■ Work to complete
Repeat what the lines below say, word for word, and skip every image.

╔══

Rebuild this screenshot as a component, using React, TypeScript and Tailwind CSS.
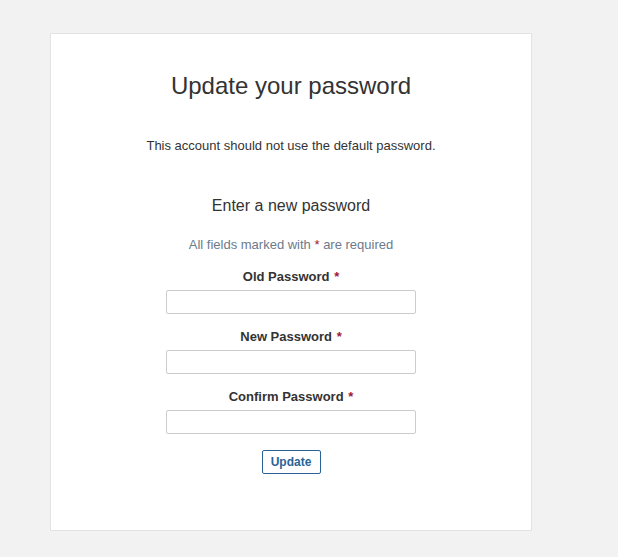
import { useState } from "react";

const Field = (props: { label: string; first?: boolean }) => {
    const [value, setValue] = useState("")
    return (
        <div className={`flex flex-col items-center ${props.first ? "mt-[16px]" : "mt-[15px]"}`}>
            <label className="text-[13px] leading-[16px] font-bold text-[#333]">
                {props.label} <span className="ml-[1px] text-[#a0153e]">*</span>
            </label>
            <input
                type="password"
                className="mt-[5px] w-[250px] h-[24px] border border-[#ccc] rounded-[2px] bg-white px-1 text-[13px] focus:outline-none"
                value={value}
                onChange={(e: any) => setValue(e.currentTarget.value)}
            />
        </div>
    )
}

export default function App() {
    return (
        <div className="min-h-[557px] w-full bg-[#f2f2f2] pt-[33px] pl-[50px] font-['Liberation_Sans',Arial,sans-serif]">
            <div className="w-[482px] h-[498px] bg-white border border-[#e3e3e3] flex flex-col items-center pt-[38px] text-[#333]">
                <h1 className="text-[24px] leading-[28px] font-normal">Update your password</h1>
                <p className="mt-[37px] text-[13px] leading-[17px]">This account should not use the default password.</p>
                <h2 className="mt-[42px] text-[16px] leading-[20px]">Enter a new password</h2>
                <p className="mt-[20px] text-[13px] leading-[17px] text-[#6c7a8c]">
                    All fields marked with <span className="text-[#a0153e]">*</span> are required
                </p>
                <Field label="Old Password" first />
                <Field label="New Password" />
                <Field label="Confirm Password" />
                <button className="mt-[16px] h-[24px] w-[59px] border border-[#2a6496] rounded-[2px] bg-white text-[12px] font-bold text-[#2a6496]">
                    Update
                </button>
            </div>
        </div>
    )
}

╚══

■ Task response
Rebuild this screenshot as a component, using React, TypeScript and Tailwind CSS.
import { useState } from "react";

const Field = (props: { label: string; first?: boolean }) => {
    const [value, setValue] = useState("")
    return (
        <div className={`flex flex-col items-center ${props.first ? "mt-[16px]" : "mt-[15px]"}`}>
            <label className="text-[13px] leading-[16px] font-bold text-[#333]">
                {props.label} <span className="ml-[1px] text-[#a0153e]">*</span>
            </label>
            <input
                type="password"
                className="mt-[5px] w-[250px] h-[24px] border border-[#ccc] rounded-[2px] bg-white px-1 text-[13px] focus:outline-none"
                value={value}
                onChange={(e: any) => setValue(e.currentTarget.value)}
            />
        </div>
    )
}

export default function App() {
    return (
        <div className="min-h-[557px] w-full bg-[#f2f2f2] pt-[33px] pl-[50px] font-['Liberation_Sans',Arial,sans-serif]">
            <div className="w-[482px] h-[498px] bg-white border border-[#e3e3e3] flex flex-col items-center pt-[38px] text-[#333]">
                <h1 className="text-[24px] leading-[28px] font-normal">Update your password</h1>
                <p className="mt-[37px] text-[13px] leading-[17px]">This account should not use the default password.</p>
                <h2 className="mt-[42px] text-[16px] leading-[20px]">Enter a new password</h2>
                <p className="mt-[20px] text-[13px] leading-[17px] text-[#6c7a8c]">
                    All fields marked with <span className="text-[#a0153e]">*</span> are required
                </p>
                <Field label="Old Password" first />
                <Field label="New Password" />
                <Field label="Confirm Password" />
                <button className="mt-[16px] h-[24px] w-[59px] border border-[#2a6496] rounded-[2px] bg-white text-[12px] font-bold text-[#2a6496]">
                    Update
                </button>
            </div>
        </div>
    )
}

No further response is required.